Day four is celebrated in different ways across India – in north India, for example, the morning is dedicated to worshipping the tools of work. The ‘tools’ could be your account books, for instance, if you are a trader or accountant, it could be your computer as well if that’s the main tool you use to do your work.
Finally, it’s time for Bhai Dooj which is the fifth day of Diwali. It is a day that celebrates the special bond between brothers and sisters. Traditionally, brothers visit their sisters’ homes on this day, often bearing gifts in cash or kind. The sisters, in turn, may prepare a delicious feast and pray for their brothers’ protection and well-being.
During all the five days and thereafter as well, people visit the homes of friends, family, neighbours, and even colleagues. There’s plenty of feasting, fireworks, and everyone dresses up in their traditional fineries.
Here are some events that you may be interested in. While our list is not comprehensive, we hope it gives you enough options to experience the magic and unique charm of the festival of lights.

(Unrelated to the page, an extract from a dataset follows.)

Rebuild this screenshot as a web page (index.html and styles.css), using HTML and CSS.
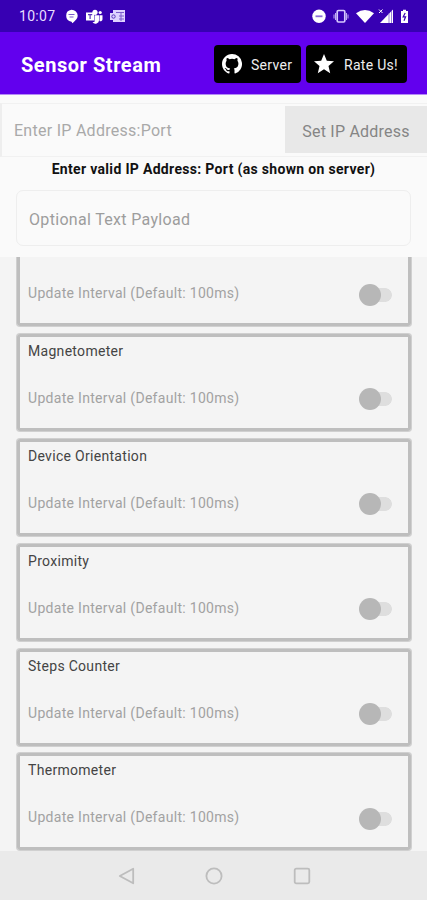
FILE: index.html
```html
<!DOCTYPE html>
<html lang="en">
<head>
<meta charset="utf-8">
<title>Sensor Stream</title>
<link rel="stylesheet" href="styles.css">
</head>
<body>
<div class="status">
  <span class="clock">10:07</span>
  <svg class="status-left" width="62" height="16" viewBox="0 0 62 16" fill="#fff">
    <path d="M6.500 1.800a6.200 6 0 0 1 6.200 6c0 3-2.300 4.800-5.200 7.400l-1-1.500A6.100 6 0 0 1 6.500 1.800z"/>
    <path d="M3.500 6.500h6M4.500 9h4" stroke="#7a5bcd" stroke-width="1.200"/>
    <circle cx="30" cy="4.300" r="2.600"/><circle cx="35.200" cy="4.500" r="1.600"/>
    <path d="M21 4.500h8v8h-8zM29.500 7.200h4.500v4.500a3.500 3.500 0 0 1-6.500 2.200h2zM34.500 7.200h3v4a2 2 0 0 1-3 1.700z"/>
    <path d="M23 6.700h4.200M25.100 6.700v4.200" stroke="#5a35bd" stroke-width="1.200"/>
    <path d="M48 2h12v12H48zM45 5h7v7h-7z" fill="#ded2ff"/>
    <path d="M51 4.500h8M54 8h5M56 5v8M54 11h5" stroke="#7a5bcd"/>
    <circle cx="48.500" cy="8.500" r="1.700" fill="none" stroke="#5a35bd"/>
  </svg>
  <svg class="status-right" width="98" height="16" viewBox="0 0 98 16" fill="#fff">
    <circle cx="7" cy="8.300" r="6.700"/><path d="M3.500 8.300h7" stroke="#8a6cd8" stroke-width="1.800"/>
    <rect x="25.200" y="2.500" width="7.600" height="11.500" rx="1.200" fill="none" stroke="#d6c8ff" stroke-width="1.700"/>
    <path d="M23.500 5v7M34.500 5v7M22 6.500v4M36 6.500v4" stroke="#c0abf2"/>
    <path d="M44 5.300q9-6.600 18 0L53 15z"/>
    <path d="M81 1.500V15H68z"/><path d="M77 5v10M79.500 3v12" stroke="#8061d0" stroke-width=".8"/>
    <path d="m67 1.500 3.500 3.500m0-3.500L67 5" stroke="#fff"/>
    <path d="M89 3h2V1.800h3V3h2v12h-7z"/><path d="m93.200 5-2 3.800h2.400l-1.600 4" fill="none" stroke="#3700b3" stroke-width="1.200"/>
  </svg>
</div>
<header class="appbar">
  <h1>Sensor Stream</h1>
  <div class="action server">
    <svg width="20" height="20" viewBox="0 0 16 16" fill="#fff"><path d="M8 0C3.580 0 0 3.580 0 8c0 3.540 2.290 6.530 5.470 7.590.4.070.55-.17.55-.38 0-.19-.01-.82-.01-1.490-2.010.37-2.530-.49-2.690-.94-.09-.23-.48-.94-.82-1.130-.28-.15-.68-.52-.01-.53.63-.01 1.080.58 1.230.82.72 1.210 1.870.87 2.330.66.07-.52.28-.87.51-1.070-1.780-.2-3.640-.89-3.640-3.950 0-.87.31-1.590.82-2.150-.08-.2-.36-1.020.08-2.120 0 0 .67-.21 2.200.82a7.600 7.600 0 0 1 4 0c1.530-1.040 2.200-.82 2.200-.82.44 1.100.16 1.920.08 2.120.51.56.82 1.270.82 2.150 0 3.070-1.870 3.750-3.650 3.950.29.25.54.73.54 1.480 0 1.070-.01 1.930-.01 2.200 0 .21.15.46.55.38A8 8 0 0 0 8 0z"/></svg>
    <span>Server</span>
  </div>
  <div class="action rate">
    <svg width="20" height="20" viewBox="0 0 20 20" fill="#fff"><path d="m10 0 2.800 6.800 7.200.5-5.500 4.700 1.700 7.200L10 15.300l-6.200 3.900L5.500 12 0 7.300l7.200-.5z"/></svg>
    <span>Rate Us!</span>
  </div>
</header>
<section class="form">
  <div class="address">
    <div class="ip">Enter IP Address:Port</div>
    <div class="set">Set IP Address</div>
  </div>
  <p class="message">Enter valid IP Address: Port (as shown on server)</p>
  <div class="payload">Optional Text Payload</div>
</section>
<main class="sensors">
  <article class="card"><h2></h2><div class="row"><span>Update Interval (Default: 100ms)</span><i class="toggle"></i></div></article>
  <article class="card"><h2>Magnetometer</h2><div class="row"><span>Update Interval (Default: 100ms)</span><i class="toggle"></i></div></article>
  <article class="card"><h2>Device Orientation</h2><div class="row"><span>Update Interval (Default: 100ms)</span><i class="toggle"></i></div></article>
  <article class="card"><h2>Proximity</h2><div class="row"><span>Update Interval (Default: 100ms)</span><i class="toggle"></i></div></article>
  <article class="card"><h2>Steps Counter</h2><div class="row"><span>Update Interval (Default: 100ms)</span><i class="toggle"></i></div></article>
  <article class="card"><h2>Thermometer</h2><div class="row"><span>Update Interval (Default: 100ms)</span><i class="toggle"></i></div></article>
</main>
<nav class="nav">
  <svg width="18" height="18" viewBox="0 0 18 18"><path d="M16.200 1.700v14.600L2.800 9z"/></svg>
  <svg width="18" height="18" viewBox="0 0 18 18"><circle cx="9" cy="9" r="7.600"/></svg>
  <svg width="18" height="18" viewBox="0 0 18 18"><rect x="1.700" y="1.700" width="14.600" height="14.600" rx="1.500"/></svg>
</nav>
</body>
</html>
```
FILE: styles.css
```css
* { box-sizing: border-box; }
body {
  margin: 0;
  width: 427px;
  height: 900px;
  overflow: hidden;
  display: flex;
  flex-direction: column;
  background: #fafafa;
  font-family: Roboto, "Liberation Sans", sans-serif;
}
h1, h2, p { margin: 0; }
svg { display: block; flex: none; }
.status {
  height: 32px;
  flex: none;
  display: flex;
  align-items: center;
  padding: 0 17px 0 19px;
  background: #3700b3;
  color: #e8deff;
}
.clock { width: 46px; font-size: 14px; letter-spacing: .3px; }
.status-right { margin-left: auto; }
.appbar {
  height: 63px;
  flex: none;
  display: flex;
  align-items: center;
  gap: 5px;
  padding: 0 20px 0 21px;
  background: #6200ee;
  border-bottom: 1px solid #b48af5;
}
h1 {
  flex: 1;
  color: #fff;
  font-size: 20px;
  font-weight: 700;
  letter-spacing: .54px;
  white-space: nowrap;
  padding-top: 3px;
}
.action {
  height: 38px;
  flex: none;
  display: flex;
  align-items: center;
  border-radius: 4px;
  background: #000;
  color: #eee;
  font-size: 14px;
  letter-spacing: .3px;
  white-space: nowrap;
  padding-left: 8px;
  margin-top: 1px;
}
.action span { padding-top: 2px; }
.server { width: 87px; gap: 9px; }
.rate { width: 101px; gap: 10px; }
.form {
  height: 162px;
  flex: none;
  padding-top: 8px;
}
.address {
  height: 54px;
  display: flex;
  align-items: center;
  border: 1px solid #f1f1f1;
  border-left: 2px solid #eee;
  border-right: 0;
}
.ip {
  flex: 1;
  padding-left: 12px;
  color: #a9a9a9;
  font-size: 16px;
  letter-spacing: .27px;
  padding-top: 1px;
}
.set {
  width: 142px;
  height: 47px;
  margin-top: -1px;
  line-height: 51px;
  text-align: center;
  background: #e8e8e8;
  color: #858585;
  font-size: 16px;
  letter-spacing: .23px;
}
.message {
  height: 33px;
  line-height: 24px;
  text-align: center;
  color: #111;
  font-size: 14px;
  font-weight: 700;
  letter-spacing: .32px;
  white-space: nowrap;
}
.payload {
  height: 56px;
  margin: 0 16px;
  padding-left: 12px;
  line-height: 57px;
  border: 1px solid #eee;
  border-radius: 7px;
  color: #9d9d9d;
  font-size: 16px;
  letter-spacing: .32px;
}
.sensors {
  height: 594px;
  flex: none;
  overflow: hidden;
  padding: 0 16px 0 17px;
  background: #f4f4f4;
}
.card {
  height: 97px;
  margin-bottom: 7.900px;
  border: 3px solid #bebebe;
  border-radius: 3px;
  box-shadow: 0 0 0 1px #d0d0d0;
  padding: 6px 15px 0 8px;
}
.card:first-child { margin-top: -28px; }
h2 {
  height: 34px;
  color: #444;
  font-size: 14px;
  line-height: 17px;
  font-weight: 400;
  letter-spacing: .3px;
}
.row {
  height: 42px;
  display: flex;
  justify-content: space-between;
  align-items: center;
  color: #a2a2a2;
  font-size: 14px;
  letter-spacing: .3px;
}
.toggle {
  width: 34px;
  height: 22px;
  margin-top: 3px;
  display: flex;
  align-items: center;
  background: linear-gradient(#dedede, #dedede) 10px 4px / 15px 14px no-repeat, radial-gradient(circle at 26px 11px, #dedede 6.500px, transparent 7.200px);
}
.toggle::before {
  content: "";
  width: 22px;
  height: 22px;
  border-radius: 50%;
  background: #b7b7b7;
}
.nav {
  height: 49px;
  flex: none;
  display: flex;
  justify-content: center;
  align-items: center;
  gap: 70px;
  background: #eaeaea;
}
.nav svg { fill: none; stroke: #bdbdbd; stroke-width: 1.800; stroke-linejoin: round; }
```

The Utsav Community Group is celebrating Deepon ki Pankti, festival of lights on November 11, at Comhaltas Ceoltóirí Éireann, 32 Belgrave Square South, Monkstown, A94 XV02 from 12 to 5 pm. This is an indoor event, and the highlights include an afternoon full of live cultural performances, fun games, a mini market that includes a henna artist, festive home decor, beautiful Diwali hampers, pretty hand ribbon accessories, and an opportunity to shop for traditional Indian jewellery. There’s also a DJ and the guests’ taste buds will be catered to by Chef Bishnu. You can find a booking link here.

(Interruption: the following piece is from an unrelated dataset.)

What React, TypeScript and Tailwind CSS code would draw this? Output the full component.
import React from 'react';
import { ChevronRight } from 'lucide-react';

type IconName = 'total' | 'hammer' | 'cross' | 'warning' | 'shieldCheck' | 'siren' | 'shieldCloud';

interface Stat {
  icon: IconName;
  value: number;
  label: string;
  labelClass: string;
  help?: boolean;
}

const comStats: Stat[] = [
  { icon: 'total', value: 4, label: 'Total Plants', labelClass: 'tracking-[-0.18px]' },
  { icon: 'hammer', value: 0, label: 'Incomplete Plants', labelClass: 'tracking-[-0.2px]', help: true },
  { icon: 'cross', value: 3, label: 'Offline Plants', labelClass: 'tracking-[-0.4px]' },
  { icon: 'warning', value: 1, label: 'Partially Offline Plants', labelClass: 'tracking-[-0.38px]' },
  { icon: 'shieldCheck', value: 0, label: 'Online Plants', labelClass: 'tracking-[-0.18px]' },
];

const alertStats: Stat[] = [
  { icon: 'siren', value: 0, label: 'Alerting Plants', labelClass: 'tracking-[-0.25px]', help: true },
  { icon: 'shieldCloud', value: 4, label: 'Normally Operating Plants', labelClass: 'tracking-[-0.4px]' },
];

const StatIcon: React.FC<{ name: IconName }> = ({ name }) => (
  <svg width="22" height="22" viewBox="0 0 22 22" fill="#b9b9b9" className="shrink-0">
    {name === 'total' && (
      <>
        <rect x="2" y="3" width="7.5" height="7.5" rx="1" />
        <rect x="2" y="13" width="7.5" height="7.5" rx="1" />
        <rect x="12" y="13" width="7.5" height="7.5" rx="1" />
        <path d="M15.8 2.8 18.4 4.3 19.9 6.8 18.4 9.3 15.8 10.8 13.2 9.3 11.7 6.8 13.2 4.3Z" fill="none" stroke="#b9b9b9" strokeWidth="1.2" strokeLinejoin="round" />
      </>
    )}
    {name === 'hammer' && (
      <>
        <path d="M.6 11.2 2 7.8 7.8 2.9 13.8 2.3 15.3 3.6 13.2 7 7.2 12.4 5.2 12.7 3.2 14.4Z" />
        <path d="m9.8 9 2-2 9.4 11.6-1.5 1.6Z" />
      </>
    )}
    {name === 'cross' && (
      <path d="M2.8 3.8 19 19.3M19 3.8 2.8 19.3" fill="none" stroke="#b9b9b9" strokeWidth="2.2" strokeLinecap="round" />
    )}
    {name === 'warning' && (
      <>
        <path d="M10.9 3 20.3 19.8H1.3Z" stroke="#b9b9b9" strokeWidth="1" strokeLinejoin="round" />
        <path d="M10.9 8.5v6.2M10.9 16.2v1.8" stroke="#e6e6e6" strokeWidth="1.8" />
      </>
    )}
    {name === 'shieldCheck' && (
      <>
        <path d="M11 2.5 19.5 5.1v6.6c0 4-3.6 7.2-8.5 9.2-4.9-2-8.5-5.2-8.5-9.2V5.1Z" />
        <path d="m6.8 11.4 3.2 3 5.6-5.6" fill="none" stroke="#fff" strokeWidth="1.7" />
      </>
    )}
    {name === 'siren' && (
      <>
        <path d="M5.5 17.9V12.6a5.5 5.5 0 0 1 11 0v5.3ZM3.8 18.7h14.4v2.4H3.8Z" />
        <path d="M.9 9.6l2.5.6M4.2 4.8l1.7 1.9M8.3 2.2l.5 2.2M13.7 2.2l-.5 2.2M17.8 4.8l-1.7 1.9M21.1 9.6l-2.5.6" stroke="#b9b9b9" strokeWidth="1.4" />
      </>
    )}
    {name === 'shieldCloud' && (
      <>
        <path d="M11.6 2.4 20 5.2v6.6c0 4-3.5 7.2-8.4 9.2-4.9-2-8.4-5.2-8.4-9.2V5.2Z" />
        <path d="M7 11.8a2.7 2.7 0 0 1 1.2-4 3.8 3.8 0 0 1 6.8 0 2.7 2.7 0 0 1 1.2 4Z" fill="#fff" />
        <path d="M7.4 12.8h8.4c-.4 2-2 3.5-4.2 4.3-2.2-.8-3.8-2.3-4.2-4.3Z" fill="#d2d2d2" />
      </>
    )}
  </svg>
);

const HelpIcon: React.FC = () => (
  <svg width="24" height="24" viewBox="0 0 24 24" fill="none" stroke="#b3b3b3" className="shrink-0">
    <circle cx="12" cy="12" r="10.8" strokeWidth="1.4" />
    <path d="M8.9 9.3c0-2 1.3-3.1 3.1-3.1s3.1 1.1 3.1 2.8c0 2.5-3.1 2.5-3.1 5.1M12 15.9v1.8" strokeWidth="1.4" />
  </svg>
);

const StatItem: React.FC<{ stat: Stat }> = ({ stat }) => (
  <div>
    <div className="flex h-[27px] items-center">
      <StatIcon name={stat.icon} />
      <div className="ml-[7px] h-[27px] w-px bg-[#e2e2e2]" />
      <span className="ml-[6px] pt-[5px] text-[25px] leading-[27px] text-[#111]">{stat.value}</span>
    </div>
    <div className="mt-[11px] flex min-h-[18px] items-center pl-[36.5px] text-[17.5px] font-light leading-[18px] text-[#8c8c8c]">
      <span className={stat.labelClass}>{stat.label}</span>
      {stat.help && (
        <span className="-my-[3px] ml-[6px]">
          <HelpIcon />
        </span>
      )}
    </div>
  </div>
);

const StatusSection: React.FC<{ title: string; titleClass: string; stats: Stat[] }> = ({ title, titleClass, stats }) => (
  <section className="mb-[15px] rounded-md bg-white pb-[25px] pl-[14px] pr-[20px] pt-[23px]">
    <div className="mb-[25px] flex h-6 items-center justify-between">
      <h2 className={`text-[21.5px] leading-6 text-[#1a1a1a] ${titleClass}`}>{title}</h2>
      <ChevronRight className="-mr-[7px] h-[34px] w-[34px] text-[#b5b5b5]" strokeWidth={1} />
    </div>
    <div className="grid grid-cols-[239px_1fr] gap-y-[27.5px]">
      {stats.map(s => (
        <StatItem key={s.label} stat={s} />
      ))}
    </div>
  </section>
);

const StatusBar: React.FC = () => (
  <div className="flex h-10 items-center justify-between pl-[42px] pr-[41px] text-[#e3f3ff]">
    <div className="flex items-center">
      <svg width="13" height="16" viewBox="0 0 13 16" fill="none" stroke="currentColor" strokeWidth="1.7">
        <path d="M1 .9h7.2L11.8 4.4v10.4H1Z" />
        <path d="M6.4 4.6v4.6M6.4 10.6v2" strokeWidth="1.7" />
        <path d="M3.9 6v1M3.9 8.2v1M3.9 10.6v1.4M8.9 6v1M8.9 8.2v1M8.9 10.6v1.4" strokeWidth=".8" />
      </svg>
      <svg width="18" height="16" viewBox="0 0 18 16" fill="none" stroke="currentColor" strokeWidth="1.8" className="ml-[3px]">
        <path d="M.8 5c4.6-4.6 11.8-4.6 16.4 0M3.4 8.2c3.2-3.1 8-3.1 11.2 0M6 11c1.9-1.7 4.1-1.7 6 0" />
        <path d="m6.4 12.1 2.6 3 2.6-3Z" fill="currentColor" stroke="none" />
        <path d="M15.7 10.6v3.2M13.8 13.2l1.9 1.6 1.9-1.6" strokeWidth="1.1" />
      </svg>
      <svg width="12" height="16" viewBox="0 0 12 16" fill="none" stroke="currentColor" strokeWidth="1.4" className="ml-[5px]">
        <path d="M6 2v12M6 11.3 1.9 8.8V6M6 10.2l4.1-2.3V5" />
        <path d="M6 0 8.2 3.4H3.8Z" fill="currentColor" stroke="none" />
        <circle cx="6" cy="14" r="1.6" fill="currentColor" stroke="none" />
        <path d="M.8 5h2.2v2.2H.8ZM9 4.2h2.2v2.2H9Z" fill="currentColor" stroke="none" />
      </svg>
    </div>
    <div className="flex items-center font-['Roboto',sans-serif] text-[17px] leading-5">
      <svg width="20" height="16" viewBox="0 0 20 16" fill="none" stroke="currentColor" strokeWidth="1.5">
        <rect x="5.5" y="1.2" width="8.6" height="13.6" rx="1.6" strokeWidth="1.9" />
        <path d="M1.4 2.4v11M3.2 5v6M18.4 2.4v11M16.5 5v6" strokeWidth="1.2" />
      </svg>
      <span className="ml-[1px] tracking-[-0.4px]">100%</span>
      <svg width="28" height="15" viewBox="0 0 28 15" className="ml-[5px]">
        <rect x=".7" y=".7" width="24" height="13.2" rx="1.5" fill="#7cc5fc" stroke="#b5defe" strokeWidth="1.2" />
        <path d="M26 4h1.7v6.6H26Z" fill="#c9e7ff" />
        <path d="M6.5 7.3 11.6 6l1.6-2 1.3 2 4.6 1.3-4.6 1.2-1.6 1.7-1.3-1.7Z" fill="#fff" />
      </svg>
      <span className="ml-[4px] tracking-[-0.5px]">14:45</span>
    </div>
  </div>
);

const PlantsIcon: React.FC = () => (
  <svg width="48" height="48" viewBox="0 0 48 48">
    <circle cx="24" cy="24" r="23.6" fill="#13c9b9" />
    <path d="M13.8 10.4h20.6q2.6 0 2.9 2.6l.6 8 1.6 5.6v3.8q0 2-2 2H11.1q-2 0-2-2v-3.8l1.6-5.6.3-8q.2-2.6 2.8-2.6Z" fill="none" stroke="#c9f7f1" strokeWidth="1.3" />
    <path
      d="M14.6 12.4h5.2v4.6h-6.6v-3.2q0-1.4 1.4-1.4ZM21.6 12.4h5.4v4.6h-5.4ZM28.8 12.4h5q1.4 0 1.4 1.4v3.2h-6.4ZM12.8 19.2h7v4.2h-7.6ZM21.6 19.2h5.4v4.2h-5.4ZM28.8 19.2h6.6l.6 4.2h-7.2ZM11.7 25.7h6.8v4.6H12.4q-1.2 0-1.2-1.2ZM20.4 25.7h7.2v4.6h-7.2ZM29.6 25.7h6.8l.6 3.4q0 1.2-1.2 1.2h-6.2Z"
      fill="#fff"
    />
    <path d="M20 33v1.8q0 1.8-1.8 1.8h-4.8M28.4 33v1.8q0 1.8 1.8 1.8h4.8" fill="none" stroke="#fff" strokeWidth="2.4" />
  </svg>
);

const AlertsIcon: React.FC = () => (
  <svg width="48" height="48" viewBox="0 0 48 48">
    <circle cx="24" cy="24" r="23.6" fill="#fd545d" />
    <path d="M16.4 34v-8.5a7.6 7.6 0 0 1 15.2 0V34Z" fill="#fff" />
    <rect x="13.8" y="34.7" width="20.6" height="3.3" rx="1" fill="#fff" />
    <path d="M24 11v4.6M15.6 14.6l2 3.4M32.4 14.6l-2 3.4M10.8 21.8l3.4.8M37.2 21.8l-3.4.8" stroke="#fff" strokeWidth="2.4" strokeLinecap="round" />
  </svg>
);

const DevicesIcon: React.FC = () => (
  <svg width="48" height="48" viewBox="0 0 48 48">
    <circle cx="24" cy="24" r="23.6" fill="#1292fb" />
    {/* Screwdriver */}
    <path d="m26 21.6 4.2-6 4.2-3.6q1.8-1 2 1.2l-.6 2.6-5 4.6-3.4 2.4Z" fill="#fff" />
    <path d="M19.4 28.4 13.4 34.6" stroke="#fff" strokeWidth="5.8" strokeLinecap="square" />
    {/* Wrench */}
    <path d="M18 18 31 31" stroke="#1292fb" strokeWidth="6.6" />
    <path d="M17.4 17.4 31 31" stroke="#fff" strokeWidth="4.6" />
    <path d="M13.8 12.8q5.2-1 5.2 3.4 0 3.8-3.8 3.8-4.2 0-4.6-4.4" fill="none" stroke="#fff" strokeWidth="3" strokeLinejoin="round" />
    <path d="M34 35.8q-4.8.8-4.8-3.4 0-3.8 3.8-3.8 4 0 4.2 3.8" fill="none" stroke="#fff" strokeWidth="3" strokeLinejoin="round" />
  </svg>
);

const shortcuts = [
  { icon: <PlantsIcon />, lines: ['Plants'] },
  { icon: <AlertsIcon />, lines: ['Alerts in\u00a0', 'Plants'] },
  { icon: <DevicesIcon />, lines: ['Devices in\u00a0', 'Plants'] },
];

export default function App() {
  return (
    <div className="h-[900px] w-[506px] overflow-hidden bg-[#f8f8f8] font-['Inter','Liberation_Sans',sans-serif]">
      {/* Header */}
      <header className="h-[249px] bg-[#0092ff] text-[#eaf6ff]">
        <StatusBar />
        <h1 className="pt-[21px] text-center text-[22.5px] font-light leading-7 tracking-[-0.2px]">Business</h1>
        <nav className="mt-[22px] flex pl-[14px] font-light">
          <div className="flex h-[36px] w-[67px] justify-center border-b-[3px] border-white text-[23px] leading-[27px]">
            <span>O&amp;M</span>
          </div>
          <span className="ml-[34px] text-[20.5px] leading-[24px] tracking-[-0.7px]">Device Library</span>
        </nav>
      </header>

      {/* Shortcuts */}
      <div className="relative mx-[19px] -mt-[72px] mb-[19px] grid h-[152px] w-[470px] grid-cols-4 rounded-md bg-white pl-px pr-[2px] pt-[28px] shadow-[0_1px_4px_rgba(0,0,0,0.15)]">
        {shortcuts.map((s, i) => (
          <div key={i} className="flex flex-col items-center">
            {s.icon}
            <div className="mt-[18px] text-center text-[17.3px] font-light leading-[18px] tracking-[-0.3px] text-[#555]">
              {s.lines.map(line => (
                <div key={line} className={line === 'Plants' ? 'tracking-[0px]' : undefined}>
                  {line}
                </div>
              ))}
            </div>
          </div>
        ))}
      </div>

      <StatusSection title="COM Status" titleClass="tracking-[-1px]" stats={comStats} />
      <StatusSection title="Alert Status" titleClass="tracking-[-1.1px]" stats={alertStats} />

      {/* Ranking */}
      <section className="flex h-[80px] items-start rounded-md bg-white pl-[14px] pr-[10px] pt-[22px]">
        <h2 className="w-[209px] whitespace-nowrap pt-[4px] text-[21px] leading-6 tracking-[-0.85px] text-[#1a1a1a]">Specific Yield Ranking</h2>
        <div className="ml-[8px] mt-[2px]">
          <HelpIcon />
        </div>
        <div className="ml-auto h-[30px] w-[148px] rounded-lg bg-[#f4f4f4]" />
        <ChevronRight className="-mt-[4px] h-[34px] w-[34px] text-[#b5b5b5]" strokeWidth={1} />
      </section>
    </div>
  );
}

Then there’s the Diwali celebration in Greystones. While the event is sold out, you may want to keep tabs on it for next year. Known as the “Greystones Ki Diwali 2023”, this event is a celebration of culture, community, and festivities. We have included some photographs from last year and they give a glimpse of what the event is usually like. There are cultural performances, including traditional dances, music, and a vibrant display of Indian artistry. There’s of course plenty to feast on, and guests also participate in the lighting of diyas (traditional lamps) and the Diwali Puja (prayer ceremony) and henna application on hands.
If you missed getting your hands on a ticket this year for the Greystones Diwali event, don’t fret. How about looking up this free event that will be held in South Dublin? It’s called ‘India Fest & Diwali Celebrations Dublin 2023’ and takes place on November 18th from 10 am to 7 pm at the Leopardstown Racecourse, Foxrock, Dublin 18. The event will feature a multitude of artistes, art workshops, yoga, fun games, an array of Indian food stalls. Find more information here: https://indiafest.ie/#
There’s also a Diwali event organised by the Vedic Hindu Cultural Centre Ireland (VHCCI). It’s on Sunday November 5 and the timings are from 2pm to 8.30pm. Tickets and more details are available here.
The Diwali celebration by BAPS Ireland deserves a special mention. They have been celebrating Diwali in Ireland for over 20 years now, and their event is free to attend. At the BAPS Ireland event, you can get an opportunity to witness the ‘Annakut festival’. It basically involves the creation of a massive display of various vegetarian food items, often in the form of a large, decorative arrangement resembling a mountain or a hill made from different food offerings. Devotees lovingly prepare a wide assortment of dishes, and these include savoury items, sweets, and fruit preparations. These are offered to god/the deities with a sense of gratitude and faith. It’s also interesting to know that all the wide variety of food (hundreds of different dishes) that are offered in the Annakut are prepared in a special way; none of the food items contain any garlic, onion, or asafetida. Those who attend this festival will be offered prasad and various stalls selling Indian food at very reasonable prices will also be a part of the celebrations. While the event is free to attend, the organisers request that attendees fill out a brief online registration form. This will help them to better manage the festivities.
Also, worth noting in your diaries is the Diwali celebrations that the Ireland India Council is organising in collaboration with Kylmore Cars on November 4th, 2023. The event features classical dances plus the allure of traditional Indian food. Here’s a handy link to get your tickets.
If you are based in Cork, a Diwali celebration has been organised for November 19th, and it involves a gamut of cultural programmes. You can look up the Facebook page Cork Indian Community for more details of the event.
While this is a list of events and celebrations, you can also experience a slice of Diwali-special food at many Indian restaurants. You can always call or look up the website of your favourite Indian restaurant to find out if they are offering a Diwali-special menu or sweets that you can avail of during this special time. We say so because several eateries and chefs do plan on serving something unique and special to mark the festival of lights, and it would be a good idea to check online.